This Article is From Jul 30, 2012

No power, no water, no metro: Delhi's manic Monday

No power, no water, no metro: Delhi's manic Monday
New Delhi: Grid failure left more than 300 million people without power in New Delhi and much of northern India on Monday in the worst blackout for more than a decade, highlighting chronic infrastructure woes holding back Asia's third-largest economy.

The lights in Delhi and seven states went out in the early hours and had not been restored by the morning rush-hour, leaving the capital's workers sweltering overnight, then stranded at metro stations in the morning as trains were cancelled.

Power shortages and a creaky road and rail network have weighed heavily on the country's efforts to industrialize. Faced with a slump in the economy, New Delhi recently scaled back a target to pump $1 trillion into infrastructure over the next five years.

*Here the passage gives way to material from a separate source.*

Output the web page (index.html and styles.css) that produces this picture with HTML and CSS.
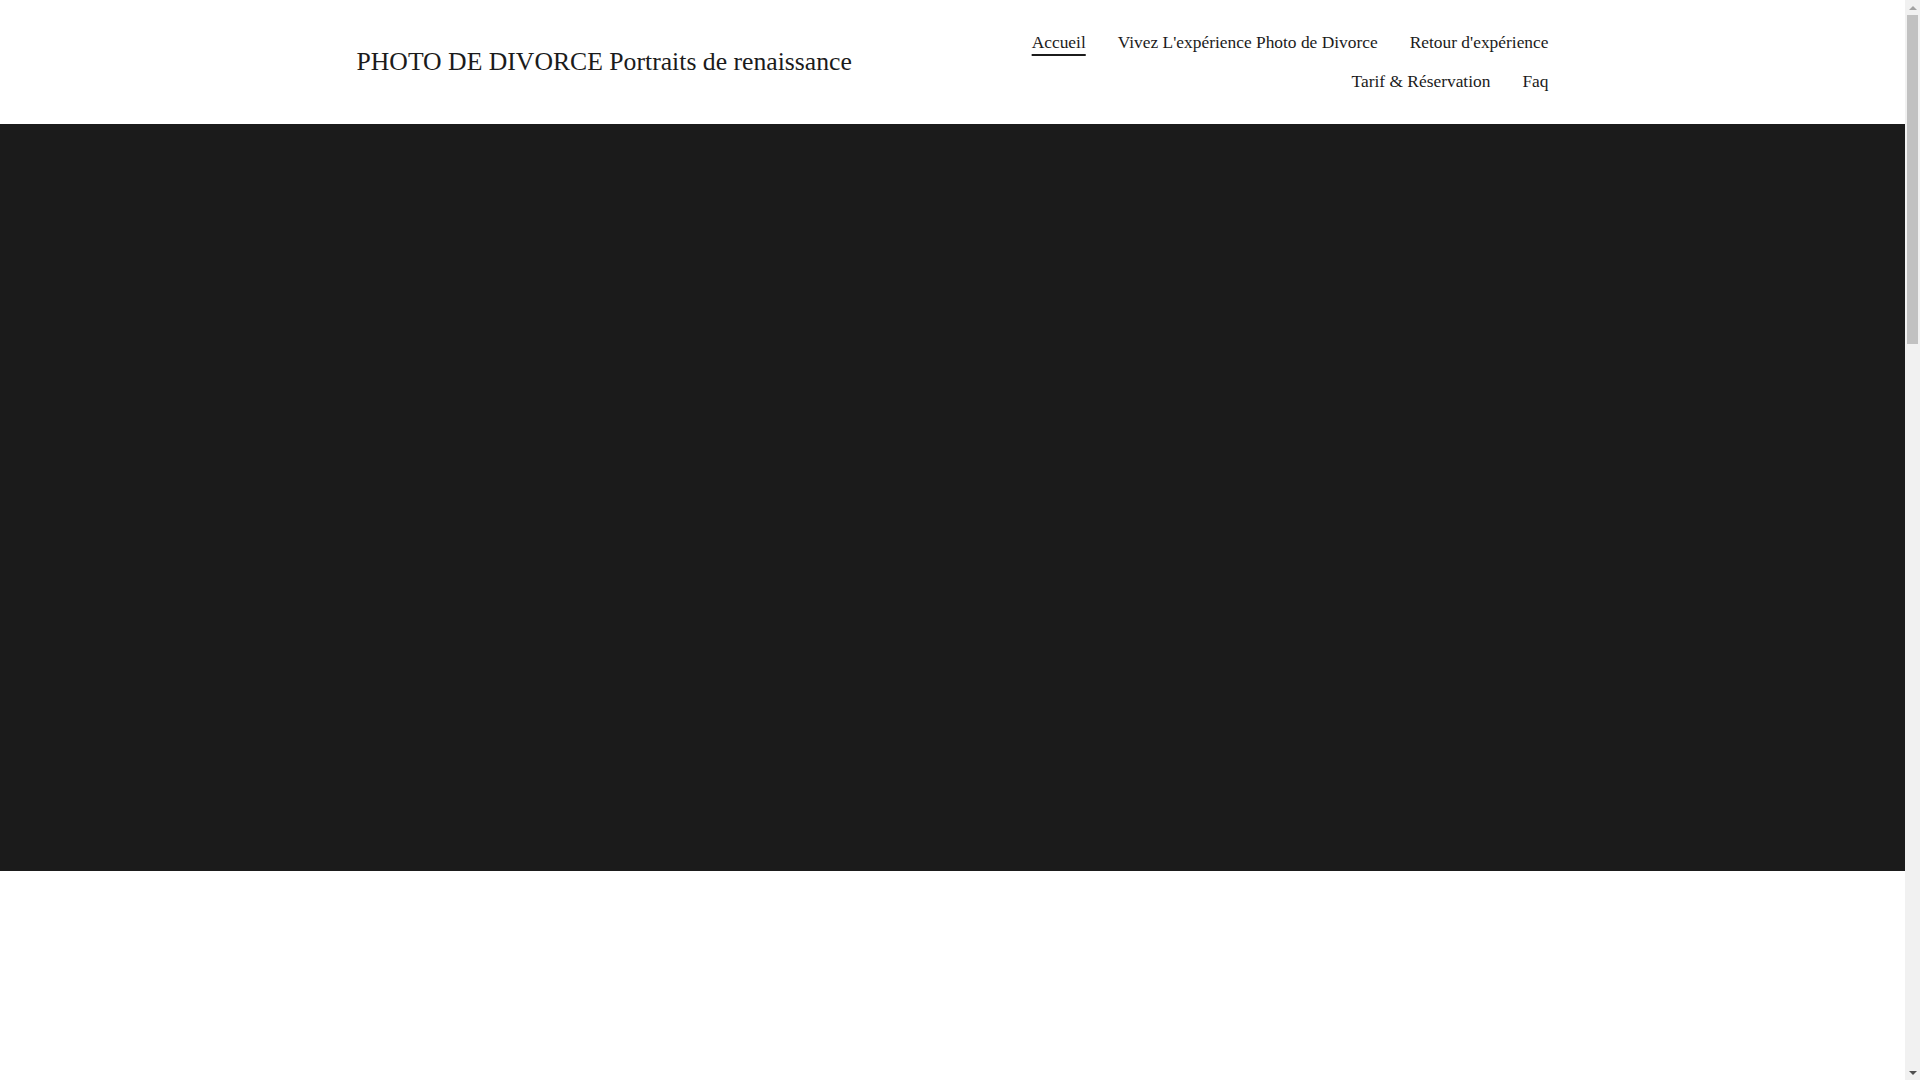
FILE: index.html
```html
<!DOCTYPE html>
<html lang="fr">
<head>
<meta charset="utf-8">
<title>PHOTO DE DIVORCE Portraits de renaissance</title>
<link rel="stylesheet" href="styles.css">
</head>
<body>
<div class="page">
  <header class="site-header">
    <div class="container header-inner">
      <div class="brand">PHOTO DE DIVORCE Portraits de renaissance</div>
      <nav class="main-nav">
        <ul class="nav-row">
          <li><a class="nav-link active" href="#">Accueil</a></li>
          <li><a class="nav-link" href="#">Vivez L'expérience Photo de Divorce</a></li>
          <li><a class="nav-link" href="#">Retour d'expérience</a></li>
        </ul>
        <ul class="nav-row">
          <li><a class="nav-link" href="#">Tarif &amp; Réservation</a></li>
          <li><a class="nav-link" href="#">Faq</a></li>
        </ul>
      </nav>
    </div>
  </header>
  <section class="hero"></section>
  <section class="below"></section>
</div>
<div class="fake-scrollbar" aria-hidden="true">
  <div class="sb-arrow sb-up"></div>
  <div class="sb-track">
    <div class="sb-thumb"></div>
  </div>
  <div class="sb-arrow sb-down"></div>
</div>
</body>
</html>
```

FILE: styles.css
```css
html, body {
  margin: 0;
  padding: 0;
  background: #ffffff;
}
body {
  font-family: "Liberation Serif", "Times New Roman", serif;
  color: #1b1b1b;
}
.page {
  margin-right: 15px;
}
.site-header {
  height: 124px;
  background: #ffffff;
}
.container {
  width: 1192px;
  margin: 0 auto;
}
.header-inner {
  height: 100%;
  display: flex;
  justify-content: space-between;
  align-items: stretch;
}
.brand {
  display: flex;
  align-items: center;
  padding-bottom: 1px;
  font-size: 25.7px;
  line-height: 30px;
  color: #1b1b1b;
  white-space: nowrap;
}
.main-nav {
  padding-top: 22px;
  display: flex;
  flex-direction: column;
  align-items: flex-end;
}
.nav-row {
  list-style: none;
  margin: 0;
  padding: 0;
  display: flex;
  justify-content: flex-end;
  gap: 32px;
  height: 39px;
  line-height: 40px;
}
.nav-link {
  font-size: 17.4px;
  color: #1b1b1b;
  text-decoration: none;
  white-space: nowrap;
}
.nav-link.active {
  text-decoration: underline;
  text-decoration-thickness: 2px;
  text-underline-offset: 6px;
}
.hero {
  height: 747px;
  background: #1b1b1b;
}
.below {
  height: 2580px;
  background: #ffffff;
}

/* imitation of the browser's vertical scrollbar */
.fake-scrollbar {
  position: fixed;
  top: 0;
  right: 0;
  width: 15px;
  height: 100vh;
  background: #f1f1f1;
  display: flex;
  flex-direction: column;
}
.sb-arrow {
  height: 15px;
  display: flex;
  align-items: center;
  justify-content: center;
}
.sb-up::before {
  content: "";
  border-left: 4px solid transparent;
  border-right: 4px solid transparent;
  border-bottom: 4px solid #a3a3a3;
}
.sb-down::before {
  content: "";
  border-left: 4px solid transparent;
  border-right: 4px solid transparent;
  border-top: 4px solid #505050;
}
.sb-track {
  flex: 1;
  padding: 0 2px;
}
.sb-thumb {
  height: 329px;
  background: #c1c1c1;
}
```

Blackouts lasting up to eight hours a day are frequent in much of the country and have sparked angry protests on the industrial fringes of Delhi this summer, the hottest in years.

Chaos reigned on Delhi's always-hectic roads on Monday as stop lights failed and thousands of commuters abandoned the metro.

"I'm 45 minutes late for work. First, no power since 2 in the morning, then no water to take a shower and now the metro is delayed by 13 minutes after being stuck in traffic for half an hour," said 32-year-old Keshav Shah, who works in a multinational software company 30 km outside the capital.

"As if I wasn't dreading Monday enough, this had to happen."

Power Minister Sushilkumar Shinde blamed the outage on an incident near Agra, without giving details. He said 60 percent of normal service had been restored by mid-morning and full power would be back in the afternoon.

Authorities made restoring services to hospitals and transport systems a priority. By midday electricity had returned to much of Delhi and Uttar Pradesh, a state with more people than Brazil. Rajasthan, Punjab and Jammu and Kashmir were also hit.

"When the northern grid failed, we started taking power from the eastern and western grids," Mr Shinde told reporters. "We will take some power from Bhutan too."

India suffers a peak hour power deficit of about 12 percent. It has been made worse this year by a weak monsoon, driving demand from farmers pumping more water from wells.

The outage forced the shutdown of hydroelectric plants in the Himalayan state of Himachal Pradesh and thermal power stations in the wheat belt of Punjab and Haryana. They were slowly restarting on Monday morning.

Officials at Delhi's international airport said flights were unaffected. Delhi's private power company, said northern India last not suffered such a major outage since 2001.